AV1 ‘gaining ground’ in the codec wars
AV1 is, of course, a video compression codec designed by the Alliance for Open Media (AOMedia) as a royalty free and open-source successor to VP9, and is positioned pretty much a direct competitor to H.264/5. AOMedia’s founding members include Amazon, Cisco, Intel, Microsoft, Mozilla, and Netflix, while it has been joined by many other members in recent years including Google and Apple.
Indeed, as it is in use by both Netflix and YouTube, its influence is already rather substantial.
Krishna Rapaka, Video Researcher at Twitch/Amazon reckons that its influence is growing too: “The OTT workspace has been growing at a much faster rate for AV1, and it’s taking a lot of share from H265 HEVC. The numbers that I heard [anecdotally] are that there’s a 30% to 40% growth in AV1 adoption year over year, which is quite fast.”
Much of this, however, is still software driven. What the likes of Twitch and other streamers need, is more hardware solutions on the market. “The traffic which we face is immense,” Rapaka says. “So we have at any particular time 100-200k of channels and more than a couple of million concurrent users and, to scale to this extent, what we need is hardware solutions.”
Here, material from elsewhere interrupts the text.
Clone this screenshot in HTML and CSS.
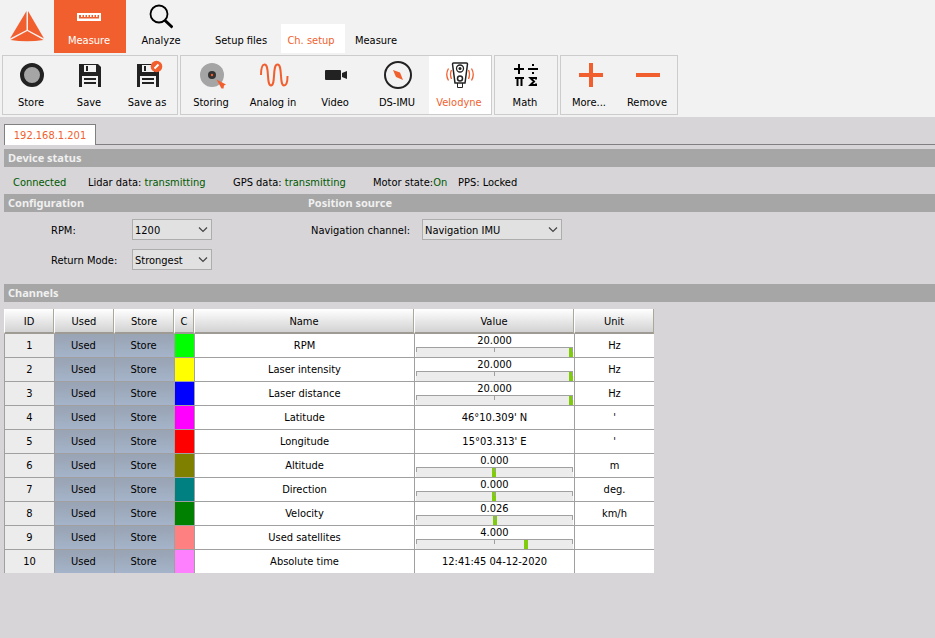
FILE: index.html
```html
<!DOCTYPE html>
<html lang="en">
<head>
    <meta charset="UTF-8">
    <meta name="viewport" content="width=device-width, initial-scale=1.0">
    <title>Channel setup - Velodyne</title>
    <link rel="stylesheet" href="styles.css">
</head>
<body>
    <header class="topbar">
        <svg class="logo" width="54" height="53" viewBox="0 0 54 53">
            <path d="M26.5 11 L10 38.500 L26.500 30 Z" fill="#f15f2f"/>
            <path d="M28 11 L44 38.500 L28 30 Z" fill="#f15f2f"/>
            <path d="M27.300 31 L43.500 40 Q27 42.500 10.500 40 Z" fill="#f15f2f"/>
        </svg>
        <button class="mode-btn active">
            <svg width="24" height="32" viewBox="0 0 24 32">
                <path d="M0 13H24V21H0Z M2 15V18.500H22V15H20.500V17H19V15H17.500V17H16V15H14.500V17H13V15H11.500V17H10V15H8.500V17H7V15H5.500V17H4V15Z" fill="#fff" fill-rule="evenodd"/>
            </svg>
            <span>Measure</span>
        </button>
        <button class="mode-btn">
            <svg width="24" height="32" viewBox="0 0 24 32">
                <circle cx="10" cy="14" r="8.500" fill="none" stroke="#000" stroke-width="1.800"/>
                <path d="M15.500 20L23.500 27.500" stroke="#000" stroke-width="3"/>
            </svg>
            <span>Analyze</span>
        </button>
        <nav class="page-tabs">
            <a href="#" class="page-tab">Setup files</a>
            <a href="#" class="page-tab active">Ch. setup</a>
            <a href="#" class="page-tab">Measure</a>
        </nav>
    </header>

    <div class="ribbon">
        <div class="group">
            <button class="tool">
                <svg width="32" height="32" viewBox="0 0 32 32"><circle cx="17" cy="16" r="10" fill="#a5a5a5" stroke="#222" stroke-width="4"/></svg>
                <span>Store</span>
            </button>
            <button class="tool">
                <svg width="32" height="32" viewBox="0 0 32 32">
                    <path d="M6 5H25L28 8V28H6Z" fill="#222"/>
                    <path d="M11 6H23V13H11Z M9 17H25V28H9Z" fill="#f2f2f2"/>
                    <path d="M13 7H15V12H13Z M11 19H23V21H11Z M11 23H23V25H11Z" fill="#222"/>
                </svg>
                <span>Save</span>
            </button>
            <button class="tool">
                <svg width="32" height="32" viewBox="0 0 32 32">
                    <path d="M6 5H25L28 8V28H6Z" fill="#222"/>
                    <path d="M11 6H23V13H11Z M9 17H25V28H9Z" fill="#f2f2f2"/>
                    <path d="M13 7H15V12H13Z M11 19H23V21H11Z M11 23H23V25H11Z" fill="#222"/>
                    <circle cx="25.500" cy="7.500" r="5.800" fill="#f15f2f"/>
                    <path d="M23.500 9.500L27.500 5.500" stroke="#fff" stroke-width="2"/>
                </svg>
                <span>Save as</span>
            </button>
        </div>
        <div class="group">
            <button class="tool wide">
                <svg width="32" height="32" viewBox="0 0 32 32">
                    <circle cx="17" cy="16" r="12" fill="#a5a5a5"/>
                    <circle cx="17" cy="16" r="4" fill="#333"/>
                    <circle cx="17" cy="16" r="1.200" fill="#f15f2f"/>
                    <path d="M21.500 20.500L31 25.500L29 26.500L28.500 29.500L26.500 29.500Z" fill="#f15f2f"/>
                </svg>
                <span>Storing</span>
            </button>
            <button class="tool wide">
                <svg width="32" height="32" viewBox="0 0 32 32"><path d="M4 16C4 9 5 5.500 7.500 5.500C13 5.500 9 26.500 14 26.500C19 26.500 15 5.500 20.500 5.500C26 5.500 22 26.500 27 26.500C29.500 26.500 30.500 23 30.500 17" fill="none" stroke="#f15f2f" stroke-width="2"/></svg>
                <span>Analog in</span>
            </button>
            <button class="tool wide">
                <svg width="32" height="32" viewBox="0 0 32 32">
                    <rect x="6" y="11" width="16" height="10" rx="1" fill="#222"/>
                    <path d="M23 14L28 12V20L23 18Z" fill="#222"/>
                </svg>
                <span>Video</span>
            </button>
            <button class="tool wide">
                <svg width="32" height="32" viewBox="0 0 32 32">
                    <circle cx="17" cy="16" r="13" fill="none" stroke="#222" stroke-width="2"/>
                    <path d="M12 11L19 13.500L22 21L15 18Z" fill="#f15f2f"/>
                </svg>
                <span>DS-IMU</span>
            </button>
            <button class="tool wide active">
                <svg width="32" height="32" viewBox="0 0 32 32" fill="none">
                    <path d="M9.500 5Q9.500 4 10.500 4H23.500Q24.500 4 24.500 5L22 24H12Z" stroke="#222" stroke-width="1.500"/>
                    <circle cx="17" cy="9.500" r="3.500" stroke="#222" stroke-width="1.300"/>
                    <circle cx="17" cy="9.500" r="1.500" fill="#222"/>
                    <circle cx="17" cy="19.500" r="2.500" stroke="#222" stroke-width="1.500"/>
                    <path d="M14.500 24V28.500H19.500V24" stroke="#222"/>
                    <path d="M8.500 11Q6.500 15 8.500 20M5.500 9.500Q2 15.500 5.500 21.500M25.500 11Q27.500 15 25.500 20M28.500 9.500Q32 15.500 28.500 21.500" stroke="#f15f2f" stroke-width="1.300"/>
                </svg>
                <span>Velodyne</span>
            </button>
        </div>
        <div class="group">
            <button class="tool wide">
                <svg width="32" height="32" viewBox="0 0 32 32" fill="none" stroke="#000" stroke-width="2">
                    <path d="M5 10H15M10 5V15M19 10H29M24 5V7M24 13V15"/>
                    <path d="M6 19H15M8.500 19V27M12.500 19V27"/>
                    <path d="M27 20.500V19H21.500L25 22.500L21.500 26H27V24.500"/>
                </svg>
                <span>Math</span>
            </button>
        </div>
        <div class="group">
            <button class="tool">
                <svg width="32" height="32" viewBox="0 0 32 32"><path d="M6 16H30M18 4V28" stroke="#f15f2f" stroke-width="4"/></svg>
                <span>More...</span>
            </button>
            <button class="tool">
                <svg width="32" height="32" viewBox="0 0 32 32"><path d="M5 16H29" stroke="#f15f2f" stroke-width="4"/></svg>
                <span>Remove</span>
            </button>
        </div>
    </div>

    <main>
        <div class="device-tabs">
            <a href="#" class="device-tab">192.168.1.201</a>
        </div>

        <h2 class="section-bar">Device status</h2>
        <div class="status">
            <span class="ok">Connected</span>
            <span>Lidar data: <span class="ok">transmitting</span></span>
            <span>GPS data: <span class="ok">transmitting</span></span>
            <span>Motor state:<span class="ok">On</span></span>
            <span>PPS: Locked</span>
        </div>

        <div class="config">
            <section class="config-left">
                <h2 class="section-bar">Configuration</h2>
                <div class="fields">
                    <label for="rpm">RPM:</label>
                    <div class="select">
                        <select id="rpm"><option>1200</option></select>
                        <svg width="10" height="6" viewBox="0 0 10 6"><path d="M1 0.500L5 4.500L9 0.500" fill="none" stroke="#444" stroke-width="1.200"/></svg>
                    </div>
                    <label for="mode">Return Mode:</label>
                    <div class="select">
                        <select id="mode"><option>Strongest</option></select>
                        <svg width="10" height="6" viewBox="0 0 10 6"><path d="M1 0.500L5 4.500L9 0.500" fill="none" stroke="#444" stroke-width="1.200"/></svg>
                    </div>
                </div>
            </section>
            <section class="config-right">
                <h2 class="section-bar">Position source</h2>
                <div class="fields">
                    <label for="nav">Navigation channel:</label>
                    <div class="select">
                        <select id="nav"><option>Navigation IMU</option></select>
                        <svg width="10" height="6" viewBox="0 0 10 6"><path d="M1 0.500L5 4.500L9 0.500" fill="none" stroke="#444" stroke-width="1.200"/></svg>
                    </div>
                </div>
            </section>
        </div>

        <h2 class="section-bar">Channels</h2>
        <table class="channels">
            <colgroup>
                <col class="col-id"><col class="col-btn"><col class="col-btn"><col class="col-color"><col class="col-name"><col class="col-value"><col class="col-unit">
            </colgroup>
            <thead>
                <tr><th>ID</th><th>Used</th><th>Store</th><th>C</th><th>Name</th><th>Value</th><th>Unit</th></tr>
            </thead>
            <tbody id="channelRows"></tbody>
        </table>
    </main>

    <script src="script.js"></script>
</body>
</html>
```
FILE: styles.css
```css
* { box-sizing: border-box; }
body { margin: 0; background: #d7d5d8; color: #000; font: 11px/14px "DejaVu Sans Condensed", Tahoma, "DejaVu Sans", sans-serif; }
button { font: inherit; color: inherit; border: 0; padding: 0; background: none; }
a { color: inherit; text-decoration: none; }
svg { display: block; }

/* top bar */
.topbar { display: flex; height: 53px; background: #f2f2f2; }
.mode-btn { width: 72px; display: flex; flex-direction: column; align-items: center; gap: 2px; padding: 0 2px 0 0; }
.mode-btn.active { background: #f15f2f; color: #fff; }
.page-tabs { display: flex; align-items: flex-end; margin-left: 3px; }
.page-tab { height: 29px; padding: 10px 0 0; width: 80px; text-align: center; }
.page-tab.active { width: 64px; padding-right: 4px; background: #fff; color: #f15f2f; }
.page-tab:last-child { width: 62px; }

/* ribbon */
.ribbon { display: flex; gap: 2px; padding: 2px; background: #f2f2f2; }
.group { display: flex; border: 1px solid #ccc; height: 60px; }
.tool { width: 58px; display: flex; flex-direction: column; align-items: center; justify-content: flex-start; gap: 5px; padding: 3px 2px 0 0; }
.tool.wide { width: 62px; }
.tool.active { background: #fff; color: #f15f2f; }

/* device page */
main { padding: 7px 0 0 4px; }
.device-tabs { display: flex; height: 21px; margin-bottom: 4px; box-shadow: inset 0 -1px #808080; }
.device-tab { width: 92px; border: 1px solid #808080; border-bottom: 0; background: #fff; color: #f15f2f; text-align: center; line-height: 21px; }
.section-bar { margin: 0; height: 18px; padding-left: 4px; background: #a6a6a6; color: #f0f0f0; font: bold 11px/17px "Noto Sans", Tahoma, sans-serif; }
.status { display: grid; grid-template-columns: 75px 145px 140px 85px auto; padding-left: 9px; height: 27px; line-height: 31px; white-space: nowrap; }
.ok { color: #005a00; }

.config { display: flex; height: 90px; }
.config-left { width: 300px; }
.config-right { flex: 1; }
.fields { display: grid; grid-template-columns: 81px 80px; row-gap: 9px; padding: 7px 0 0 47px; line-height: 21px; white-space: nowrap; }
.fields label { height: 21px; line-height: 23px; }
.config-right .fields { grid-template-columns: 111px 140px; padding-left: 7px; }
.select { position: relative; height: 21px; }
.select select { appearance: none; display: block; width: 100%; height: 21px; padding: 0 2px; border: 1px solid #adadad; border-radius: 0; background: #e1e1e1; color: #000; font: inherit; }
.select svg { position: absolute; right: 4px; top: 8px; pointer-events: none; }

/* channel table */
.channels { table-layout: fixed; width: 650px; margin-top: 7px; border-spacing: 0; text-align: center; }
.col-id { width: 50px; }
.col-btn { width: 60px; }
.col-color { width: 20px; }
.col-name { width: 220px; }
.col-value { width: 160px; }
.col-unit { width: 80px; }
.channels th { height: 25px; padding: 2px 0 0; font-weight: normal; background: linear-gradient(#fff, #d2d2d2); border-right: 1px solid #aca899; border-left: 1px solid #fff; border-bottom: 2px solid #9d9b93; }
.channels td { height: 24px; padding: 0 1px; background: #fff; border-left: 1px solid #a0a0a0; border-bottom: 1px solid #a0a0a0; }
.channels tr:last-child td { border-bottom: 0; height: 23px; }
.channels td.id { background: #ececec; }
.channels td.toggle { padding-right: 3px; background: linear-gradient(#98a3b3, #a5b4ca); }
.channels td.toggle button { display: block; width: 100%; }
.reading { line-height: 13px; }
.track { position: relative; height: 10px; background: #ececec; border: solid #a0a0a0; border-width: 1px 0 0; }
.track::before { content: ""; position: absolute; z-index: 1; left: 0; right: 0; top: 0; height: 4px; background: linear-gradient(#a0a0a0, #a0a0a0) center / 1px 4px no-repeat; border: solid #a0a0a0; border-width: 0 1px; }
.marker { position: absolute; top: 0; width: 4px; height: 9px; background: #80cc0c; }
```
FILE: script.js
```js
// level = marker position on the value track, in percent; null shows text only
const channels = [
    { name: 'RPM', color: '#00ff00', value: '20.000', level: 100, unit: 'Hz' },
    { name: 'Laser intensity', color: '#ffff00', value: '20.000', level: 100, unit: 'Hz' },
    { name: 'Laser distance', color: '#0000ff', value: '20.000', level: 100, unit: 'Hz' },
    { name: 'Latitude', color: '#ff00ff', value: "46°10.309' N", level: null, unit: "'" },
    { name: 'Longitude', color: '#ff0000', value: "15°03.313' E", level: null, unit: "'" },
    { name: 'Altitude', color: '#808000', value: '0.000', level: 49.5, unit: 'm' },
    { name: 'Direction', color: '#008080', value: '0.000', level: 49.5, unit: 'deg.' },
    { name: 'Velocity', color: '#008000', value: '0.026', level: 50.2, unit: 'km/h' },
    { name: 'Used satellites', color: '#ff8080', value: '4.000', level: 70.5, unit: '' },
    { name: 'Absolute time', color: '#ff80ff', value: '12:41:45 04-12-2020', level: null, unit: '' }
];

document.getElementById('channelRows').innerHTML = channels.map((c, i) => `
    <tr>
        <td class="id">${i + 1}</td>
        <td class="toggle"><button>Used</button></td>
        <td class="toggle"><button>Store</button></td>
        <td style="background: ${c.color}"></td>
        <td>${c.name}</td>
        <td>${c.level === null ? c.value : `
            <div class="reading">${c.value}</div>
            <div class="track"><div class="marker" style="left: calc((100% - 4px) * ${c.level / 100})"></div></div>`}
        </td>
        <td>${c.unit}</td>
    </tr>`).join('');
```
Software decoders can only take AV1 so far due to it being computationally more intensive than H.265 HEVC. But that is all slowly changing with recently announced support from the likes of Intel, AMD and Nvidia, while more and more TV manufacturers are also adding the technology and it’s approaching ubiquity on Android platforms (and Qualcomm has announced hardware support for its next generation Snapdragon SoC).
And as more of them come to the market, so the future for AV1, and its importance to those setting up streaming services, is looking more important all the time.